● **EXERCISE OBJECTIVE**:
Write out each line exactly as given. Leave the pictures out of your copy.

● **PROVIDED DATA**:
----------
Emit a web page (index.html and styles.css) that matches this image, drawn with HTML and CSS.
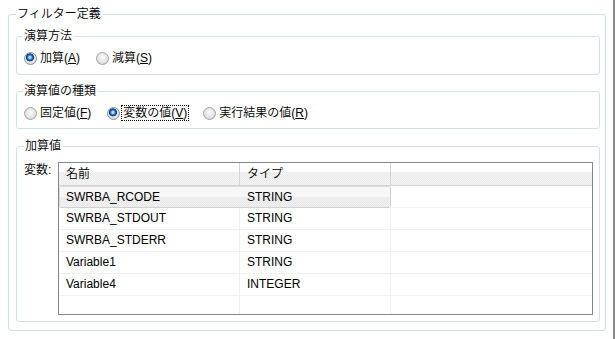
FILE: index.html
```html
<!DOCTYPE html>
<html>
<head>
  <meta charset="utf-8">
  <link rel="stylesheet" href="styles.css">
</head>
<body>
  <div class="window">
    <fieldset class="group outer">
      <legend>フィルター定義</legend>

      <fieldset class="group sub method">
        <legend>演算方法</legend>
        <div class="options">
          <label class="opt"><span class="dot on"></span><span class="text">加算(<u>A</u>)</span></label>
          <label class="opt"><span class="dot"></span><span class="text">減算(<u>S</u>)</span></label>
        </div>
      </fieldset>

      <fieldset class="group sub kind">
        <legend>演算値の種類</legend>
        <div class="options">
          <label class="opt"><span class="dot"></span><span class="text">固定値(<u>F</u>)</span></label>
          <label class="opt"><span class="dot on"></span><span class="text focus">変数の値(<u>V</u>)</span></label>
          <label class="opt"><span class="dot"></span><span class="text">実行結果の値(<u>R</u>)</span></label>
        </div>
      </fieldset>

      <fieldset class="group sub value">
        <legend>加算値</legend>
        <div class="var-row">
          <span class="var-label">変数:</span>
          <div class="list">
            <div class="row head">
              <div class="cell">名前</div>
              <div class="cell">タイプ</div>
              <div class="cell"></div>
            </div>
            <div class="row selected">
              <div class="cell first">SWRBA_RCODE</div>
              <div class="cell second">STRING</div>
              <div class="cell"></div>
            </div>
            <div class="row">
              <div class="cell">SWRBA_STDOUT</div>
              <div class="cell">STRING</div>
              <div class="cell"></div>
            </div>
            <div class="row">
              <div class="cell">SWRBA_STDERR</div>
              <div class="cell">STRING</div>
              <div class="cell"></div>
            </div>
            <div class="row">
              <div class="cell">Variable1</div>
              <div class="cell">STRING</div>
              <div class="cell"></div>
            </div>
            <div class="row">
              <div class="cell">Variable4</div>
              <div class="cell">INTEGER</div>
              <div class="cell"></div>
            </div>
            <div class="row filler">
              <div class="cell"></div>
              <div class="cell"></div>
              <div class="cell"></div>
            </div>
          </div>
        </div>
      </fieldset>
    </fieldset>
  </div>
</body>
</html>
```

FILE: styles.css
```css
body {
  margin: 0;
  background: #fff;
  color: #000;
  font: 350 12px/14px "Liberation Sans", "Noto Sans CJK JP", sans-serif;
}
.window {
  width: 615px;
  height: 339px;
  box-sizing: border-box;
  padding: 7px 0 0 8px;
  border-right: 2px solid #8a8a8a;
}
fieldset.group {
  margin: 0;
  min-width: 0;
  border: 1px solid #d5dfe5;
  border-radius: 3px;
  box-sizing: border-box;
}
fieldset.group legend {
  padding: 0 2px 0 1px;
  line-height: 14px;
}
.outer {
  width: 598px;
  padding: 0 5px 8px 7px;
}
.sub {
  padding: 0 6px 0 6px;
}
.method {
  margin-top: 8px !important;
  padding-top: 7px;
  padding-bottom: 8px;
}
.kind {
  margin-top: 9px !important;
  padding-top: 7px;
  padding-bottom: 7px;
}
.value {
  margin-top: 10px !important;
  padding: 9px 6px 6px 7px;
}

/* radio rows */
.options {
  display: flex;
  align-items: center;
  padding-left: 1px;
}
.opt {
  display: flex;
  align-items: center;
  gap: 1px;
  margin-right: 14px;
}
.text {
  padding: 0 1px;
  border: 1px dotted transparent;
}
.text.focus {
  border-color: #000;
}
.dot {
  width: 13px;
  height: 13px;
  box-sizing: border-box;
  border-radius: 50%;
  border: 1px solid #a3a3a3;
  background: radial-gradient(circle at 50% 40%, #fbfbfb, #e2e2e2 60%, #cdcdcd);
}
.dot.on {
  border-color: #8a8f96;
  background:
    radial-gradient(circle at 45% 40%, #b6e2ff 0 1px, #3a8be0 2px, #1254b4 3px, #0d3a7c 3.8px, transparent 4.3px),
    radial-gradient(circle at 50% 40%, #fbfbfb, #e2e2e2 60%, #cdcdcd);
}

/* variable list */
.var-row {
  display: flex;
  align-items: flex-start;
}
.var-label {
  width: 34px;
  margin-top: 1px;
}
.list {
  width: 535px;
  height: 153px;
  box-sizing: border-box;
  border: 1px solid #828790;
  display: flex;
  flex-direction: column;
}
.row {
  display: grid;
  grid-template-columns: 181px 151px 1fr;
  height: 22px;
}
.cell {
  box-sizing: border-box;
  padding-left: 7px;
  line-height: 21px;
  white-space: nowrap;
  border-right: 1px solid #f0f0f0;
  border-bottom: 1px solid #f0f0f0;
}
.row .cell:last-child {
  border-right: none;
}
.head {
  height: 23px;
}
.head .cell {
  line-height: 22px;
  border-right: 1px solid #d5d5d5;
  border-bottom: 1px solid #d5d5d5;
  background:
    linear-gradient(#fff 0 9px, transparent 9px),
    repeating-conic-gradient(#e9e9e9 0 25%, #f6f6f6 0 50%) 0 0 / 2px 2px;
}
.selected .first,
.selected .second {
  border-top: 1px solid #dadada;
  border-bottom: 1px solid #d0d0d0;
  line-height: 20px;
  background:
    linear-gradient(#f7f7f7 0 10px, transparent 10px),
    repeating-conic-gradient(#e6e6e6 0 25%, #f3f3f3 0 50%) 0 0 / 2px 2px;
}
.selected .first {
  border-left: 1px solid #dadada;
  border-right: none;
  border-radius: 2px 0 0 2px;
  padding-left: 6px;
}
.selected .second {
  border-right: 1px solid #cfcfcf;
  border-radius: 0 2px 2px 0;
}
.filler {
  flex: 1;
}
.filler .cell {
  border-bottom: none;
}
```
----------
● **FINISHED EXERCISE**:
Emit a web page (index.html and styles.css) that matches this image, drawn with HTML and CSS.
FILE: index.html
```html
<!DOCTYPE html>
<html>
<head>
  <meta charset="utf-8">
  <link rel="stylesheet" href="styles.css">
</head>
<body>
  <div class="window">
    <fieldset class="group outer">
      <legend>フィルター定義</legend>

      <fieldset class="group sub method">
        <legend>演算方法</legend>
        <div class="options">
          <label class="opt"><span class="dot on"></span><span class="text">加算(<u>A</u>)</span></label>
          <label class="opt"><span class="dot"></span><span class="text">減算(<u>S</u>)</span></label>
        </div>
      </fieldset>

      <fieldset class="group sub kind">
        <legend>演算値の種類</legend>
        <div class="options">
          <label class="opt"><span class="dot"></span><span class="text">固定値(<u>F</u>)</span></label>
          <label class="opt"><span class="dot on"></span><span class="text focus">変数の値(<u>V</u>)</span></label>
          <label class="opt"><span class="dot"></span><span class="text">実行結果の値(<u>R</u>)</span></label>
        </div>
      </fieldset>

      <fieldset class="group sub value">
        <legend>加算値</legend>
        <div class="var-row">
          <span class="var-label">変数:</span>
          <div class="list">
            <div class="row head">
              <div class="cell">名前</div>
              <div class="cell">タイプ</div>
              <div class="cell"></div>
            </div>
            <div class="row selected">
              <div class="cell first">SWRBA_RCODE</div>
              <div class="cell second">STRING</div>
              <div class="cell"></div>
            </div>
            <div class="row">
              <div class="cell">SWRBA_STDOUT</div>
              <div class="cell">STRING</div>
              <div class="cell"></div>
            </div>
            <div class="row">
              <div class="cell">SWRBA_STDERR</div>
              <div class="cell">STRING</div>
              <div class="cell"></div>
            </div>
            <div class="row">
              <div class="cell">Variable1</div>
              <div class="cell">STRING</div>
              <div class="cell"></div>
            </div>
            <div class="row">
              <div class="cell">Variable4</div>
              <div class="cell">INTEGER</div>
              <div class="cell"></div>
            </div>
            <div class="row filler">
              <div class="cell"></div>
              <div class="cell"></div>
              <div class="cell"></div>
            </div>
          </div>
        </div>
      </fieldset>
    </fieldset>
  </div>
</body>
</html>
```

FILE: styles.css
```css
body {
  margin: 0;
  background: #fff;
  color: #000;
  font: 350 12px/14px "Liberation Sans", "Noto Sans CJK JP", sans-serif;
}
.window {
  width: 615px;
  height: 339px;
  box-sizing: border-box;
  padding: 7px 0 0 8px;
  border-right: 2px solid #8a8a8a;
}
fieldset.group {
  margin: 0;
  min-width: 0;
  border: 1px solid #d5dfe5;
  border-radius: 3px;
  box-sizing: border-box;
}
fieldset.group legend {
  padding: 0 2px 0 1px;
  line-height: 14px;
}
.outer {
  width: 598px;
  padding: 0 5px 8px 7px;
}
.sub {
  padding: 0 6px 0 6px;
}
.method {
  margin-top: 8px !important;
  padding-top: 7px;
  padding-bottom: 8px;
}
.kind {
  margin-top: 9px !important;
  padding-top: 7px;
  padding-bottom: 7px;
}
.value {
  margin-top: 10px !important;
  padding: 9px 6px 6px 7px;
}

/* radio rows */
.options {
  display: flex;
  align-items: center;
  padding-left: 1px;
}
.opt {
  display: flex;
  align-items: center;
  gap: 1px;
  margin-right: 14px;
}
.text {
  padding: 0 1px;
  border: 1px dotted transparent;
}
.text.focus {
  border-color: #000;
}
.dot {
  width: 13px;
  height: 13px;
  box-sizing: border-box;
  border-radius: 50%;
  border: 1px solid #a3a3a3;
  background: radial-gradient(circle at 50% 40%, #fbfbfb, #e2e2e2 60%, #cdcdcd);
}
.dot.on {
  border-color: #8a8f96;
  background:
    radial-gradient(circle at 45% 40%, #b6e2ff 0 1px, #3a8be0 2px, #1254b4 3px, #0d3a7c 3.8px, transparent 4.3px),
    radial-gradient(circle at 50% 40%, #fbfbfb, #e2e2e2 60%, #cdcdcd);
}

/* variable list */
.var-row {
  display: flex;
  align-items: flex-start;
}
.var-label {
  width: 34px;
  margin-top: 1px;
}
.list {
  width: 535px;
  height: 153px;
  box-sizing: border-box;
  border: 1px solid #828790;
  display: flex;
  flex-direction: column;
}
.row {
  display: grid;
  grid-template-columns: 181px 151px 1fr;
  height: 22px;
}
.cell {
  box-sizing: border-box;
  padding-left: 7px;
  line-height: 21px;
  white-space: nowrap;
  border-right: 1px solid #f0f0f0;
  border-bottom: 1px solid #f0f0f0;
}
.row .cell:last-child {
  border-right: none;
}
.head {
  height: 23px;
}
.head .cell {
  line-height: 22px;
  border-right: 1px solid #d5d5d5;
  border-bottom: 1px solid #d5d5d5;
  background:
    linear-gradient(#fff 0 9px, transparent 9px),
    repeating-conic-gradient(#e9e9e9 0 25%, #f6f6f6 0 50%) 0 0 / 2px 2px;
}
.selected .first,
.selected .second {
  border-top: 1px solid #dadada;
  border-bottom: 1px solid #d0d0d0;
  line-height: 20px;
  background:
    linear-gradient(#f7f7f7 0 10px, transparent 10px),
    repeating-conic-gradient(#e6e6e6 0 25%, #f3f3f3 0 50%) 0 0 / 2px 2px;
}
.selected .first {
  border-left: 1px solid #dadada;
  border-right: none;
  border-radius: 2px 0 0 2px;
  padding-left: 6px;
}
.selected .second {
  border-right: 1px solid #cfcfcf;
  border-radius: 0 2px 2px 0;
}
.filler {
  flex: 1;
}
.filler .cell {
  border-bottom: none;
}
```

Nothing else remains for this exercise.